I looked at my watch.  56:00.  With that, I tried to gauge about when I thought I could finish, but my brain refused to do the math.  So I settled in, tried not to panic, and made the best of it.  I didn’t feel fast, but I knew from experience that if I could at least hold my stride together, it’d be okay.
Amazingly, I passed a guy right out of T2 and was then by myself for the vast majority of the run.  Eventually, I hit the turn-around point and started back in, and by then I felt a little better, but I’d still call this a tough run.  A couple of guys passed me with maybe a half mile to go, but I didn’t have anything like the gas to give chase, and when I hit the finish, it was with more relief than triumph.
Run #1: 17:02 (8:31/mile pace).  6/10 age group; 39/80 overall.
Running is no my best thing, but even so, that right there is not a stellar performance.
Brian’s Beachside Boogie: 1:13:30.  4/10 age group; 19/80 overall.

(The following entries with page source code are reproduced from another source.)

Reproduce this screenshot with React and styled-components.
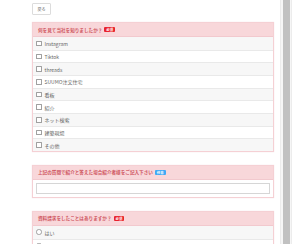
import React from 'react';
import styled, { createGlobalStyle } from 'styled-components';

const GlobalStyle = createGlobalStyle`
html, body {
  margin: 0;
  padding: 0;
  background: #fff;
  font-family: 'Noto Sans CJK JP', 'Noto Sans', sans-serif;
}
`
const Page = styled.div`
display: flex;
height: 244px;
width: 300px;
overflow: hidden;
`
const Main = styled.div`
width: 242px;
padding: 3px 4px 0 32px;
display: flex;
flex-direction: column;
`
const BackButton = styled.button`
width: 19px;
height: 12px;
padding: 0;
border: 1px solid #dcdcdc;
border-radius: 1px;
background: #fff;
color: #666;
font-family: inherit;
font-size: 4px;
line-height: 10px;
`
const Card = styled.div`
margin-top: ${p => p.gap}px;
border: 1px solid #f5d0d4;
box-shadow: 0 0 1px rgba(230, 150, 160, 0.3);
background: #fff;
`
const Header = styled.div`
height: 14px;
display: flex;
align-items: center;
gap: 2px;
padding: 0 5px;
background: #f8d7da;
border-bottom: 1px solid #f2c9ce;
box-sizing: border-box;
`
const Title = styled.span`
color: #cf5560;
font-size: 4.6px;
font-weight: bold;
white-space: nowrap;
`
const Badge = styled.span`
display: inline-block;
height: 5px;
line-height: 5px;
padding: 0 2px;
font-size: 3.4px;
font-weight: bold;
color: #fff;
background: ${p => (p.optional ? '#3fa9f5' : '#e8222c')};
border-radius: 1px;
`
const Row = styled.div`
height: 12.67px;
box-sizing: border-box;
display: flex;
align-items: center;
gap: 3px;
padding: 0 3px;
font-size: 5px;
color: #666;
background: ${p => (p.odd ? '#f7f7f7' : '#fff')};
border-top: ${p => (p.first ? 'none' : '1px solid #e9e9e9')};
`
const Check = styled.span`
width: 3.5px;
height: 3.5px;
border: 0.5px solid #a0a0a0;
border-radius: ${p => (p.round ? '50%' : '0.5px')};
background: #fff;
flex-shrink: 0;
`
const InputWrap = styled.div`
padding: 3px;
`
const TextInput = styled.div`
height: 11px;
border: 1px solid #d6d6d6;
background: #fff;
box-sizing: border-box;
`
const Rail = styled.div`
width: 10px;
margin-left: 2px;
border-left: 1px solid #ececec;
border-right: 1px solid #ececec;
background: #f6f6f6;
display: flex;
justify-content: center;
`
const Thumb = styled.div`
width: 7px;
height: 100%;
background: #c1c1c1;
`

const media = ['Instagram', 'Tiktok', 'threads', 'SUUMO注文住宅', '看板', '紹介', 'ネット検索', '建築現場', 'その他'];

export default function App () {
  return (
    <Page>
      <GlobalStyle />
      <Main>
        <BackButton>戻る</BackButton>
        <Card gap={7}>
          <Header><Title>何を見て当社を知りましたか？</Title><Badge>必須</Badge></Header>
          {media.map((item, index) => (
            <Row key={item} odd={index % 2 === 0} first={index === 0}><Check />{item}</Row>
          ))}
        </Card>
        <Card gap={13}>
          <Header><Title>上記の質問で紹介と答えた場合紹介者様をご記入下さい</Title><Badge optional>任意</Badge></Header>
          <InputWrap><TextInput /></InputWrap>
        </Card>
        <Card gap={13}>
          <Header><Title>資料請求をしたことはありますか？</Title><Badge>必須</Badge></Header>
          <Row odd first><Check round />はい</Row>
          <Row><Check round />いいえ</Row>
        </Card>
      </Main>
      <Rail><Thumb /></Rail>
    </Page>
  )
}
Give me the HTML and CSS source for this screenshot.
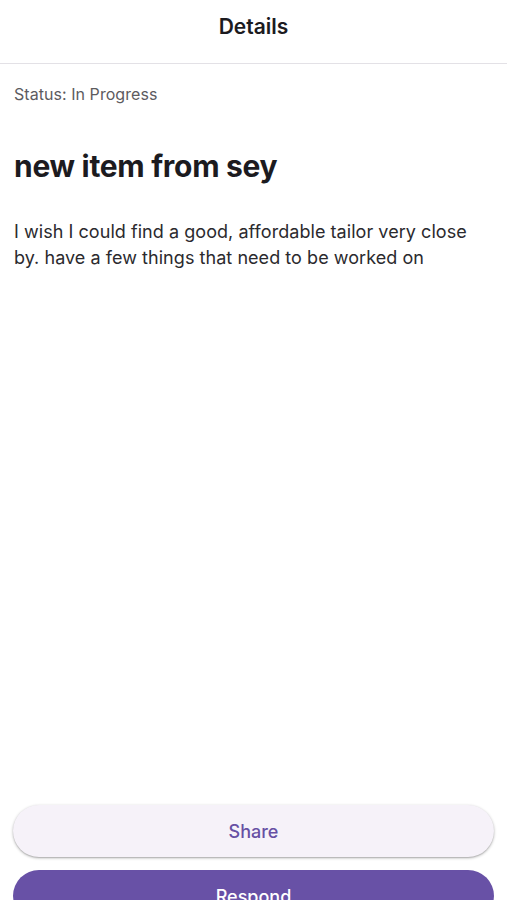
FILE: index.html
```html
<!DOCTYPE html>
<html lang="en">
<head>
<meta charset="utf-8">
<title>Details</title>
<link rel="stylesheet" href="styles.css">
</head>
<body>
<div class="app">
  <header class="topbar">
    <h1 class="topbar-title">Details</h1>
  </header>
  <main class="content">
    <p class="status">Status: In Progress</p>
    <h2 class="item-title">new item from sey</h2>
    <p class="item-body">I wish I could find a good, affordable tailor very close by. have a few things that need to be worked on</p>
  </main>
  <footer class="actions">
    <button class="btn btn-share" type="button">Share</button>
    <button class="btn btn-respond" type="button">Respond</button>
  </footer>
</div>
</body>
</html>
```

FILE: styles.css
```css
html, body {
  margin: 0;
  padding: 0;
  background: #ffffff;
  overflow: hidden;
}

body {
  font-family: Inter, "Noto Sans", "Liberation Sans", sans-serif;
  color: #1c1b1f;
}

.app {
  min-height: 935px;
  display: flex;
  flex-direction: column;
  background: #ffffff;
}

.topbar {
  height: 64px;
  box-sizing: border-box;
  padding-top: 13px;
  background: #ffffff;
  border-bottom: 1px solid #e3e1e6;
  display: flex;
  align-items: flex-start;
  justify-content: center;
}

.topbar-title {
  margin: 0;
  font-size: 21px;
  line-height: 28px;
  font-weight: 600;
  color: #1c1b1f;
}

.content {
  flex: 1;
  padding: 20px 14px 0;
}

.status {
  margin: 0;
  font-size: 16px;
  line-height: 20px;
  color: #5c5b60;
  letter-spacing: 0.05px;
}

.item-title {
  margin: 44px 0 0;
  font-size: 30px;
  line-height: 36px;
  font-weight: 700;
  color: #1c1b1f;
  letter-spacing: -0.3px;
}

.item-body {
  margin: 35px 0 0;
  font-size: 18px;
  line-height: 26px;
  color: #2b2a2e;
  letter-spacing: 0.05px;
}

.actions {
  display: flex;
  flex-direction: column;
  gap: 13px;
  padding: 0 13px 13px;
}

.btn {
  height: 52px;
  border: none;
  border-radius: 26px;
  font-family: inherit;
  font-size: 18px;
  font-weight: 500;
  cursor: pointer;
}

.btn-share {
  background: #f6f2f9;
  color: #6750a4;
  box-shadow: 0 1px 3px rgba(0, 0, 0, 0.3), 0 1px 1px rgba(0, 0, 0, 0.1);
}

.btn-respond {
  background: #6851a6;
  color: #ffffff;
}
```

Rough finale or no, this wasn’t a bad race.  I ran pretty well early, rode well over a fairly challenging course, and then held it together when things got rough.  All things considered, I’ll take it.  Plus, it’s highly unusual for me to be in the Front of the Pack in a race without a swimming leg, so that’s good.
That said, in the preliminary results, it looked like I’d gotten 3rd in my age group, and I was super happy about that.  Seeing the reality this morning was deflating as Hell.  If I was still in the 35-39 age group, I would have been third, but as it happens, I would’ve needed to drop over seven minutes to get there as a 40-year-old.  That is a lot of time.
Final Thoughts
I’m back at the office this week and back in the saddle as far as training is concerned.  My next race is a short sprint triathlon at my local YMCA, and I’m looking forward to it, but at the same time, I’ve got to admit that these short races are in many ways even more brutal than the longer ones.  It’s one thing to hold a aerobic pace over time; it’s very different to try to run/bike/run tempo for an hour solid.  
After this next race, I’m on to a charity ride for my company and then an Olympic triathlon at Lake Quassy, and at this point, I’m solidly looking forward to both.